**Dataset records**
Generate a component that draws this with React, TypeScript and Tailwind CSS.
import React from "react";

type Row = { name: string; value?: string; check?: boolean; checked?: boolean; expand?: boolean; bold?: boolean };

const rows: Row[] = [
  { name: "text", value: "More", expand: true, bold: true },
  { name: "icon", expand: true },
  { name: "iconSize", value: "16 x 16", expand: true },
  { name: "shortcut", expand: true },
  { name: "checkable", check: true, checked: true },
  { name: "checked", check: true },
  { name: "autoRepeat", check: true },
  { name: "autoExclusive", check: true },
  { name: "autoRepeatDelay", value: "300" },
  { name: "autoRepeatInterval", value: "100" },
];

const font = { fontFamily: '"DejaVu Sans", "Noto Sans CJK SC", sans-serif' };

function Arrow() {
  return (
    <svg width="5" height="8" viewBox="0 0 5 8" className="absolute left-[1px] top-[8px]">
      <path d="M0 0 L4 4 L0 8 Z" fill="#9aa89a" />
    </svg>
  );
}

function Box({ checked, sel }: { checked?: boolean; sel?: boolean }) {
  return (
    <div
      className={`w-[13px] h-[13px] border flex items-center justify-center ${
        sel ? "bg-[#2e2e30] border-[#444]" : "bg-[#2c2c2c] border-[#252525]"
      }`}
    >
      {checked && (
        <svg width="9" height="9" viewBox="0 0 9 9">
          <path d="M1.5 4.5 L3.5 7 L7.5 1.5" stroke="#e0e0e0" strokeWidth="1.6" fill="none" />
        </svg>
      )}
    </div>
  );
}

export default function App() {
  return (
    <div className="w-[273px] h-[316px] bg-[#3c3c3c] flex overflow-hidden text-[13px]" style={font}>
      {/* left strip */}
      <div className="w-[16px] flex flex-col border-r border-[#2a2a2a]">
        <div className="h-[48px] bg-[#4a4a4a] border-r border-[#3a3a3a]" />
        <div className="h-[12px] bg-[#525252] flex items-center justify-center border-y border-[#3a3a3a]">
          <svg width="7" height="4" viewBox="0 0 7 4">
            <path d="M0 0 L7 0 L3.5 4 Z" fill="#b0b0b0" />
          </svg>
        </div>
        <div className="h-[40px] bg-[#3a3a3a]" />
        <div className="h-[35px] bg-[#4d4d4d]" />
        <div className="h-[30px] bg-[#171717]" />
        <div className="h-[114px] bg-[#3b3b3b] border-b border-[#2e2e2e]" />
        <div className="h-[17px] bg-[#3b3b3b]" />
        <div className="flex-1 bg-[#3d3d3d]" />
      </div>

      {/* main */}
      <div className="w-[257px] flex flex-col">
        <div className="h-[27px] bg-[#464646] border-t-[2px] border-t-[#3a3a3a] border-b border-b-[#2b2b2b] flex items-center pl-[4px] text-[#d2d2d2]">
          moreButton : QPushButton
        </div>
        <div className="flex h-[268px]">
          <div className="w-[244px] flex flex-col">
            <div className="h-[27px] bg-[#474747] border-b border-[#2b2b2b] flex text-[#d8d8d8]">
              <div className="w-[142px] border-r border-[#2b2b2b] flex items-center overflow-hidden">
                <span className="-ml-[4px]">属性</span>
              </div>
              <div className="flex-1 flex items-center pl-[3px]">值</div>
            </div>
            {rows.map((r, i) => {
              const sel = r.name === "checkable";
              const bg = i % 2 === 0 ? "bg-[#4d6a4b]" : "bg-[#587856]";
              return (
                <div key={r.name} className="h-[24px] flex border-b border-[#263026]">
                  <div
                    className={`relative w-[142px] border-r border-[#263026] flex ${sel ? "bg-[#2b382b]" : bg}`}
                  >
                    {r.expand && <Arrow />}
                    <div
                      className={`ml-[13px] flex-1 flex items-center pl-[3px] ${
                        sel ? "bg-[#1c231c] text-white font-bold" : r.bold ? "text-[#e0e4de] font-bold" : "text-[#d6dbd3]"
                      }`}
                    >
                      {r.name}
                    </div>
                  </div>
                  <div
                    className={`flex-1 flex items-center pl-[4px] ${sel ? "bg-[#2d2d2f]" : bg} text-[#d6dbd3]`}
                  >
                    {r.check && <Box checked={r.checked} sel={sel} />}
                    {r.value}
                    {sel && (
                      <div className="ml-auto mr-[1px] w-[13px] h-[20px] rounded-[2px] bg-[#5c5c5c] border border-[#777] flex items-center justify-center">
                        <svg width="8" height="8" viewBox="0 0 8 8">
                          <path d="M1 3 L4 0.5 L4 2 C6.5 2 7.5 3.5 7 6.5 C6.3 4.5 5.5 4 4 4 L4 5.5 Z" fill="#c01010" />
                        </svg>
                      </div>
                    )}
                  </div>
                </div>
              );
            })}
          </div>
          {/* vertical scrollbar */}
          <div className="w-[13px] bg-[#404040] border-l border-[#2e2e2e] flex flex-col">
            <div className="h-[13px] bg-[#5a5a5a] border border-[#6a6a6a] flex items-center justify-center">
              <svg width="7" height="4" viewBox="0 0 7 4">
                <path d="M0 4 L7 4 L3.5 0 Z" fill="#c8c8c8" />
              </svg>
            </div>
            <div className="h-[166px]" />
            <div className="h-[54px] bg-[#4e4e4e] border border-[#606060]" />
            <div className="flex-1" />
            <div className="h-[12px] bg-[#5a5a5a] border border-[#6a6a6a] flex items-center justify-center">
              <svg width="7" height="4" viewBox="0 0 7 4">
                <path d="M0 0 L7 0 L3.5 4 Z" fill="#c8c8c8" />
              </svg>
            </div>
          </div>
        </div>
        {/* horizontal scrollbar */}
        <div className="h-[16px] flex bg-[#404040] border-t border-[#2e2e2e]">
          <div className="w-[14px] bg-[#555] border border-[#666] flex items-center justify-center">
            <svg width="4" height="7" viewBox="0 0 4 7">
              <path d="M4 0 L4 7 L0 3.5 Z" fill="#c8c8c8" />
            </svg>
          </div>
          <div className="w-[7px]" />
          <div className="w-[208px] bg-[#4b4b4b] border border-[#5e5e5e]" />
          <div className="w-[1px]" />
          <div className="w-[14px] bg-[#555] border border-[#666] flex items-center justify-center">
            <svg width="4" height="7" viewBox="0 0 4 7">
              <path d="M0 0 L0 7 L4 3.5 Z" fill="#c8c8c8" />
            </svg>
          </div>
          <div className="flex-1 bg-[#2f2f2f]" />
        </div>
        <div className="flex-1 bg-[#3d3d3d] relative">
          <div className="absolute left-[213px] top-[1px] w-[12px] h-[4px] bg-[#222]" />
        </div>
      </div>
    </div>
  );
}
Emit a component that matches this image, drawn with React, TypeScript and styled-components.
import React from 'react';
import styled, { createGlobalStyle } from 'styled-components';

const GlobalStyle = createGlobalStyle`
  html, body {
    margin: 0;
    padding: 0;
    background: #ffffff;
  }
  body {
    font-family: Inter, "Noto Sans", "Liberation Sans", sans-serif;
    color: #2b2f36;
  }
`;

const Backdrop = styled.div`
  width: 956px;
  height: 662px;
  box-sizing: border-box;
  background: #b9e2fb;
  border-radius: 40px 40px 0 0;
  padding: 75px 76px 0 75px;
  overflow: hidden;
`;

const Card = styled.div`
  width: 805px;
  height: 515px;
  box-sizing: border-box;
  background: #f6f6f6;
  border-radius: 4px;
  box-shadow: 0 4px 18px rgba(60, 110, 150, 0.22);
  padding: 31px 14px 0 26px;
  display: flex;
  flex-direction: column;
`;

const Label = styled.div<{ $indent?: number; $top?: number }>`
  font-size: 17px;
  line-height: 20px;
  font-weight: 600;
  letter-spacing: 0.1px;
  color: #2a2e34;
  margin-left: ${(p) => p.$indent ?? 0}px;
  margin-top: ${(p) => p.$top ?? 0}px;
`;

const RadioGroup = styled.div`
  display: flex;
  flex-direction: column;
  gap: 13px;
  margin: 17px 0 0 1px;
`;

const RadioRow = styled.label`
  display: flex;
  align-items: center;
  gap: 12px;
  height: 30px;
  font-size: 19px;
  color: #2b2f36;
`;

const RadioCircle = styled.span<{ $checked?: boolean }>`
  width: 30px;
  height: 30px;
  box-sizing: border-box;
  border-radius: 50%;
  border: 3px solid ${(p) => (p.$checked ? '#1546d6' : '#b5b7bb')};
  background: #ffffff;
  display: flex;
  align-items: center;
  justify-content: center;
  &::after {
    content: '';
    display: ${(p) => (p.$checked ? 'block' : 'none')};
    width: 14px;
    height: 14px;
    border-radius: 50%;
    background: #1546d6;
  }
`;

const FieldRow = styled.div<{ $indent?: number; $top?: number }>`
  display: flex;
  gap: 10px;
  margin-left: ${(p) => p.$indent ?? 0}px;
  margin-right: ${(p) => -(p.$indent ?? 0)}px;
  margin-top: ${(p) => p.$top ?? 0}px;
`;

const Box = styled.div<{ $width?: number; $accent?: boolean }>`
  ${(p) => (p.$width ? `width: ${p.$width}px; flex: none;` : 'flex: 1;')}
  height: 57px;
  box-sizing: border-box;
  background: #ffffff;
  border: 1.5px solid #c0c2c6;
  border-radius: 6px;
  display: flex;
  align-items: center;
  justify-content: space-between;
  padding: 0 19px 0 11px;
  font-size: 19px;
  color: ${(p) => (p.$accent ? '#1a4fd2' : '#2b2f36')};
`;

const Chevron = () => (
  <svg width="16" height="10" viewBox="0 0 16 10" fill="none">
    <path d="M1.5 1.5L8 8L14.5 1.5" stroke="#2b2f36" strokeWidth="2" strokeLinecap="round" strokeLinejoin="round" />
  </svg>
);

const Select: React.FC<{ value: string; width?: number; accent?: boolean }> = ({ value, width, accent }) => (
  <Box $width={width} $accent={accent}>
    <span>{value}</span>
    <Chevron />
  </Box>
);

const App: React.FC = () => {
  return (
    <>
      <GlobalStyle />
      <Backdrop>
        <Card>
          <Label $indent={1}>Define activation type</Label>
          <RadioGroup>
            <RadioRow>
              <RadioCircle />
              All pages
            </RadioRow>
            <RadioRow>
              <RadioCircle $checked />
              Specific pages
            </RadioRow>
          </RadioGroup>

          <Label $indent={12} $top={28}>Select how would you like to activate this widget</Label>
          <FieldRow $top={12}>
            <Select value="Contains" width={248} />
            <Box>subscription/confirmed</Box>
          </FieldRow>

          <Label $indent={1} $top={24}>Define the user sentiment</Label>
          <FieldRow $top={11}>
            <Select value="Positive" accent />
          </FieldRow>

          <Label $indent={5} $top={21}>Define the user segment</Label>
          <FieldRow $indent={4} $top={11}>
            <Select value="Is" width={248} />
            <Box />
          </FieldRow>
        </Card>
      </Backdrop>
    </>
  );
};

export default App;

**THE EXERCISE**
Give back exactly the material above from its opening line to the line bearing "string; value?: string;".

**WRITTEN ANSWER**
Generate a component that draws this with React, TypeScript and Tailwind CSS.
import React from "react";

type Row = { name: string; value?: string; check?: boolean; checked?: boolean; expand?: boolean; bold?: boolean };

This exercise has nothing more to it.